**WHAT THE TASK ASKS**
What is the number of lines in these entries that include "page"? Write that number and no other text.
# START OF DATASET EXCERPTS
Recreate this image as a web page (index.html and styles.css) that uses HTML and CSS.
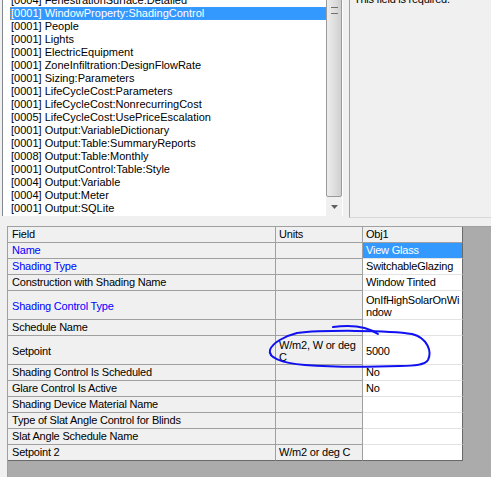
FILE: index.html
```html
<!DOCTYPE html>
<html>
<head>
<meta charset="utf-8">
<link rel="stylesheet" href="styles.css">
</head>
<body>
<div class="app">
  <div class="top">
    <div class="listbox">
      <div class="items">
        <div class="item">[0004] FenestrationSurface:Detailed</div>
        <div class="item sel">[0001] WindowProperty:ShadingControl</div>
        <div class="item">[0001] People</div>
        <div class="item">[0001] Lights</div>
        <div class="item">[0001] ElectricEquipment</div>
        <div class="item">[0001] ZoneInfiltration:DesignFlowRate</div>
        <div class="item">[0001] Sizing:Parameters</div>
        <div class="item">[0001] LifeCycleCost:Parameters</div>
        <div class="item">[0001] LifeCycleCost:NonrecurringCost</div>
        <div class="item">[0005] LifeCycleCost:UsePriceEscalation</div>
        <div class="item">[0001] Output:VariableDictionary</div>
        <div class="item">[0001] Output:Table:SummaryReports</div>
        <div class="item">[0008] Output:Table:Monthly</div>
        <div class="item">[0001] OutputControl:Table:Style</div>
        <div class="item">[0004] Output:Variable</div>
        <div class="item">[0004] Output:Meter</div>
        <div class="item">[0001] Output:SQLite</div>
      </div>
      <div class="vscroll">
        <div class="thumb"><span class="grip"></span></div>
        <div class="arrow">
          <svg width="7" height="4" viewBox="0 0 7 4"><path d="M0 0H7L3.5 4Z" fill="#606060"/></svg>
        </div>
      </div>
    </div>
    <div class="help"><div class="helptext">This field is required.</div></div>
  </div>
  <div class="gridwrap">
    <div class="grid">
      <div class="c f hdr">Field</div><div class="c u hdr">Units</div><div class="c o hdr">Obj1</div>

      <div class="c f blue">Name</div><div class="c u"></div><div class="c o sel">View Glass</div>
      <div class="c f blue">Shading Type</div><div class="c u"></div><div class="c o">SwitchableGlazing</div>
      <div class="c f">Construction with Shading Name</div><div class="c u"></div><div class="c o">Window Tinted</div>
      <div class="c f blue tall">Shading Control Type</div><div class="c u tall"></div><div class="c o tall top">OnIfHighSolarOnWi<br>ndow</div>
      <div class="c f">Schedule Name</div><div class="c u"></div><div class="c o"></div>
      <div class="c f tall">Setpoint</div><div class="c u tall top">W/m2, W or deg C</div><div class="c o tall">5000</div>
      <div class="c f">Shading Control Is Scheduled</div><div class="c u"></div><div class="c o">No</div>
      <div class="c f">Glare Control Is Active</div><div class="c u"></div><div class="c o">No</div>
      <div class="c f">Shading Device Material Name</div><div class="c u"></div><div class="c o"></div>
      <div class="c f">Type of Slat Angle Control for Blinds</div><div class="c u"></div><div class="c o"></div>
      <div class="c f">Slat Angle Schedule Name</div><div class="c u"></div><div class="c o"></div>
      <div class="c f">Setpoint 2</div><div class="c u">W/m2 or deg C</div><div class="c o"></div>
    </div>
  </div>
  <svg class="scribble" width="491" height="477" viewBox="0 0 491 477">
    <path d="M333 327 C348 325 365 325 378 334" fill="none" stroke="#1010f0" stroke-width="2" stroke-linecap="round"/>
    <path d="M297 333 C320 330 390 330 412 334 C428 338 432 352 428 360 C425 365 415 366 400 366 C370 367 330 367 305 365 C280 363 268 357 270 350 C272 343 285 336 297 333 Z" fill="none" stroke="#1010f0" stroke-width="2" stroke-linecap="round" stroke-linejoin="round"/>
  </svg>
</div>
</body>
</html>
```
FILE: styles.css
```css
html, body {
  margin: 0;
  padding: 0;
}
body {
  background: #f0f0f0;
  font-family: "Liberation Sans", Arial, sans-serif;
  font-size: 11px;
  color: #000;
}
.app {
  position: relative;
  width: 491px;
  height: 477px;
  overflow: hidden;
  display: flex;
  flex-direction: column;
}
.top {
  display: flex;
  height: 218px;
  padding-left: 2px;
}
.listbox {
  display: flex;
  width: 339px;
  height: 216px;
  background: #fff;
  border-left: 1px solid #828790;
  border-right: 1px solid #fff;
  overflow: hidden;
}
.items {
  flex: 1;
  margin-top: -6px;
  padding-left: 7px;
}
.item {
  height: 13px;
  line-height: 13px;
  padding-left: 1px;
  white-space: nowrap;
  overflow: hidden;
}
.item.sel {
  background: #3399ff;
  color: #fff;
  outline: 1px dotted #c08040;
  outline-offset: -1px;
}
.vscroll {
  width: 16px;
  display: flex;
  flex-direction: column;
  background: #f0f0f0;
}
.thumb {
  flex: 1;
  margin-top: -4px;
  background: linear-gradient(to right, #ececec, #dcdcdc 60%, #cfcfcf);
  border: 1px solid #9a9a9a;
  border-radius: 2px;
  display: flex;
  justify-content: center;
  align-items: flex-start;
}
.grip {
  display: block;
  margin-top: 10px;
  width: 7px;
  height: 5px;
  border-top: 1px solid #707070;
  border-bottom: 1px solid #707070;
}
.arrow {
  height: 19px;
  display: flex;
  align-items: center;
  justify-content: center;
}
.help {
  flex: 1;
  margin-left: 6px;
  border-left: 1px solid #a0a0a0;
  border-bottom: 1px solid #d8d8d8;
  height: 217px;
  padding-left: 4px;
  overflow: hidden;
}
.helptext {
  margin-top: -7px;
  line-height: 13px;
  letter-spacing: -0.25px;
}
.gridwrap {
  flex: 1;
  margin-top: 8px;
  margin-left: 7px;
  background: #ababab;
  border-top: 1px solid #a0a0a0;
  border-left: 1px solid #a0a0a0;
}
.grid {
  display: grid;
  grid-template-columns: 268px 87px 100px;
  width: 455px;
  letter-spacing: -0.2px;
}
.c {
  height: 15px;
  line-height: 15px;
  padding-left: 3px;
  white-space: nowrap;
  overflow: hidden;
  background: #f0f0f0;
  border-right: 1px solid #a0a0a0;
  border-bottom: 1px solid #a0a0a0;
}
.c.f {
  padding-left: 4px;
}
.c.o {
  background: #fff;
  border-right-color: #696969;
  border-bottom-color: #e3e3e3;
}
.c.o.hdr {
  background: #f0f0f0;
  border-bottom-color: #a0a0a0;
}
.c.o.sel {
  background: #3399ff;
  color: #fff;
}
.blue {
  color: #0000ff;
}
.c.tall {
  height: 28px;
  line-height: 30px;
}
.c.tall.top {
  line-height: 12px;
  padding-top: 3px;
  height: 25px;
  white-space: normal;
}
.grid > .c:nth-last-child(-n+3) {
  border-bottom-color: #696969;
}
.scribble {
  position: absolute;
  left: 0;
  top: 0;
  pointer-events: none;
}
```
# END OF DATASET EXCERPTS
# START OF DATASET EXCERPTS
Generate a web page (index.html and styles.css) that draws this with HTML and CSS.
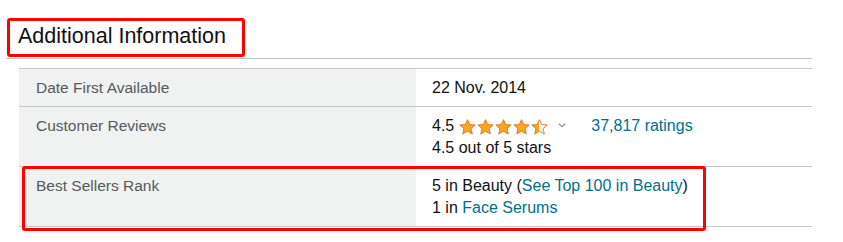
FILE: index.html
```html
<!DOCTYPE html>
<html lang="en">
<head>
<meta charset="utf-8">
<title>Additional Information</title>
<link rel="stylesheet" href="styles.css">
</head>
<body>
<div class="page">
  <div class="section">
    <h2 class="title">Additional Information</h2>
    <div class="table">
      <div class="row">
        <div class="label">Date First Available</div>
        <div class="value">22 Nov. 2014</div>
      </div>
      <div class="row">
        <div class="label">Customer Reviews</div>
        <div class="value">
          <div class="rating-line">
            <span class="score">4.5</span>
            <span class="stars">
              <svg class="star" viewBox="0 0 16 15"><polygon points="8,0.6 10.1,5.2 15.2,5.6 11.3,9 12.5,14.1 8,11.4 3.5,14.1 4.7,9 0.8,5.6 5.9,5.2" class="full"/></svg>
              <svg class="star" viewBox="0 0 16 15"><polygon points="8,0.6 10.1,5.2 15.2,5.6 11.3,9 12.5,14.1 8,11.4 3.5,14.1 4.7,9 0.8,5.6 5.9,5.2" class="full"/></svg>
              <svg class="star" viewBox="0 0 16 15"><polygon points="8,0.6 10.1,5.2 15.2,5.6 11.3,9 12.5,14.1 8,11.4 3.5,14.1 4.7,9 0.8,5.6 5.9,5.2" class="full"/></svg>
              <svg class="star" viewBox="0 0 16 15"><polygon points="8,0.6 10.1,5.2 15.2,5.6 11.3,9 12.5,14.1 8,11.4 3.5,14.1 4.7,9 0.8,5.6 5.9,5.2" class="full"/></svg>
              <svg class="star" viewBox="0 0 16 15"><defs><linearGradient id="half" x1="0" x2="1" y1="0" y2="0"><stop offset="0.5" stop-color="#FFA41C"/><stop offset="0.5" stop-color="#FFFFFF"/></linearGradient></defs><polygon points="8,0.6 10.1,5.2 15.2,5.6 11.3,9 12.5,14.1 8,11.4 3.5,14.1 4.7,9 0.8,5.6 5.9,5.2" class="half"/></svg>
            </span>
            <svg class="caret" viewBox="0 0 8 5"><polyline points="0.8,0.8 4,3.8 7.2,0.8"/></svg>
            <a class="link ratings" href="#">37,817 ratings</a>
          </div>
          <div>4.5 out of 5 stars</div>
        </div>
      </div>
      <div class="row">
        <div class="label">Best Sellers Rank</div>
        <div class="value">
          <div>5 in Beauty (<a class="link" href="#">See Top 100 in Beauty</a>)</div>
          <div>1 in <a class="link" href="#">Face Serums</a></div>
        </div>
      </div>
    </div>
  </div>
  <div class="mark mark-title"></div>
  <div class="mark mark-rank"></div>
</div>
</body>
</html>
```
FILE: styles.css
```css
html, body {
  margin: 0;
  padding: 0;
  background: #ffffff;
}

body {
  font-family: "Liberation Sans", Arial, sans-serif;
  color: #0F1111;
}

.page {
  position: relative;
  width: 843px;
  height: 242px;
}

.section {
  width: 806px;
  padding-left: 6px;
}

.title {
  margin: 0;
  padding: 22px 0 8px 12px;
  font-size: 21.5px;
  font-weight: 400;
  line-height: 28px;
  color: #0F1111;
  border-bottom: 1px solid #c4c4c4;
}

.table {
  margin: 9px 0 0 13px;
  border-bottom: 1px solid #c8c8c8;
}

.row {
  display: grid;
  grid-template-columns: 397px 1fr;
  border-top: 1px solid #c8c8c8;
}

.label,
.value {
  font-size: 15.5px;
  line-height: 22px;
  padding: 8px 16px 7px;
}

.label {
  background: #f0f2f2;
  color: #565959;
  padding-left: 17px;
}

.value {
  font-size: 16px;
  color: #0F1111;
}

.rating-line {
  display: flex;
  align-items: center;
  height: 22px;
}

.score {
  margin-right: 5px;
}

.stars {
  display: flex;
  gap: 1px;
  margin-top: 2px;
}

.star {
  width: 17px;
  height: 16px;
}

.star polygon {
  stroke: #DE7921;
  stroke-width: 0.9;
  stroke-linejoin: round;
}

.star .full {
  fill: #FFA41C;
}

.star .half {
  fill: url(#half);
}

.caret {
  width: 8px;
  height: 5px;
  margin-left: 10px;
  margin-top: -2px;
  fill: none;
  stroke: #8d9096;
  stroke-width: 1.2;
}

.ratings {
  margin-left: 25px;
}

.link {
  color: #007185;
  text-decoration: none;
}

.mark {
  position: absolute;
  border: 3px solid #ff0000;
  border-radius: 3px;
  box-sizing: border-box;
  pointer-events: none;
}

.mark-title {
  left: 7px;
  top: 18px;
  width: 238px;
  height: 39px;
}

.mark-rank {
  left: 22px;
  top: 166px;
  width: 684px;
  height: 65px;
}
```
# END OF DATASET EXCERPTS
# START OF DATASET EXCERPTS
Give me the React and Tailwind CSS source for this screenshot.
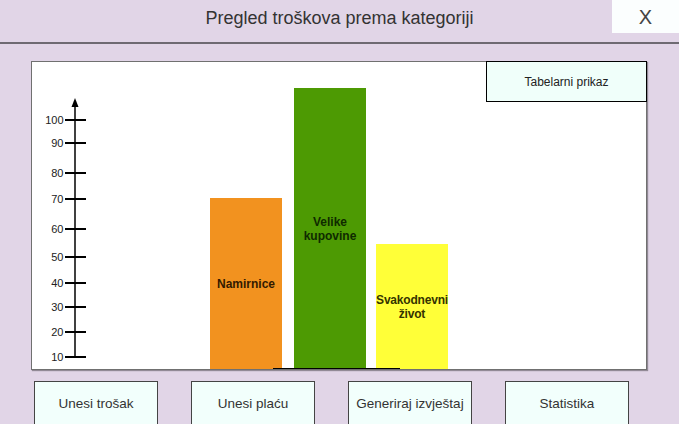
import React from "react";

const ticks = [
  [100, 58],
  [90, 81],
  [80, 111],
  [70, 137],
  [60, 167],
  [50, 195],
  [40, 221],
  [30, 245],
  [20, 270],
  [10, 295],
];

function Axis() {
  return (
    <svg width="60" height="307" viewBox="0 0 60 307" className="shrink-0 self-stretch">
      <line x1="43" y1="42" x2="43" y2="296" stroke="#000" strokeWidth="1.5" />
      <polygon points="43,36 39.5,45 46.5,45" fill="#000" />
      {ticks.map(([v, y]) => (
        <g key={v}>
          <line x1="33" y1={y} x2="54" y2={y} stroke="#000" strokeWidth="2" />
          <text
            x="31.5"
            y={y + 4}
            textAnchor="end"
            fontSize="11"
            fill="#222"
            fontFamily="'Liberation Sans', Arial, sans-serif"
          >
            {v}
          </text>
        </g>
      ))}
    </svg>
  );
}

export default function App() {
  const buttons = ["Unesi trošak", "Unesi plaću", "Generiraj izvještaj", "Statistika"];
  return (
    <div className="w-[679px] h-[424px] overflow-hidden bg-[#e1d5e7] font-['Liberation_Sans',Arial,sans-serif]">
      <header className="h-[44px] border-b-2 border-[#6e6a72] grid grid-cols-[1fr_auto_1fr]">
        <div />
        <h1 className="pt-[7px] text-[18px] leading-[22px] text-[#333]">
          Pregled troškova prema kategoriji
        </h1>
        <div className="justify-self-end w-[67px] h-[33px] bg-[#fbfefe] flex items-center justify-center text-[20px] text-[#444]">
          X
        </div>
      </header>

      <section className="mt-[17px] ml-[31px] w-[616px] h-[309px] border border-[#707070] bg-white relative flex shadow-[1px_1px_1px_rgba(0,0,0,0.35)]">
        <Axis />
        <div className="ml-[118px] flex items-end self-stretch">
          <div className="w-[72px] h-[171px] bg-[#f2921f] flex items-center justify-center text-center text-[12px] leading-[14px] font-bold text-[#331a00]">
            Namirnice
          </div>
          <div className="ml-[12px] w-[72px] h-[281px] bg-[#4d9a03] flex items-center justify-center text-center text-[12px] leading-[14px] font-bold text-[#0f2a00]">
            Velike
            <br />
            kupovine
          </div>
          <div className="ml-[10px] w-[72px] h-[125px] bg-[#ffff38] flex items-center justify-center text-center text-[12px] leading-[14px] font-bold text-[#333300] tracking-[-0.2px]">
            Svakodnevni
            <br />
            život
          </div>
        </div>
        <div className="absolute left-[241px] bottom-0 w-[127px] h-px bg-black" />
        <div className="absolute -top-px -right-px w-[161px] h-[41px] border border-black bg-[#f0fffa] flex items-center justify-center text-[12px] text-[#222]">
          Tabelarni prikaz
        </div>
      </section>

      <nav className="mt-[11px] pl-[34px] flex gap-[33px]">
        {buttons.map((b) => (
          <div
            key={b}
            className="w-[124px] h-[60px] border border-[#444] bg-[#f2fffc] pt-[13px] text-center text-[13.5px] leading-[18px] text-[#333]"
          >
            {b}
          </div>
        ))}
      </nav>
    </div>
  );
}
# END OF DATASET EXCERPTS
**SOLUTION FOR THIS EXERCISE**
4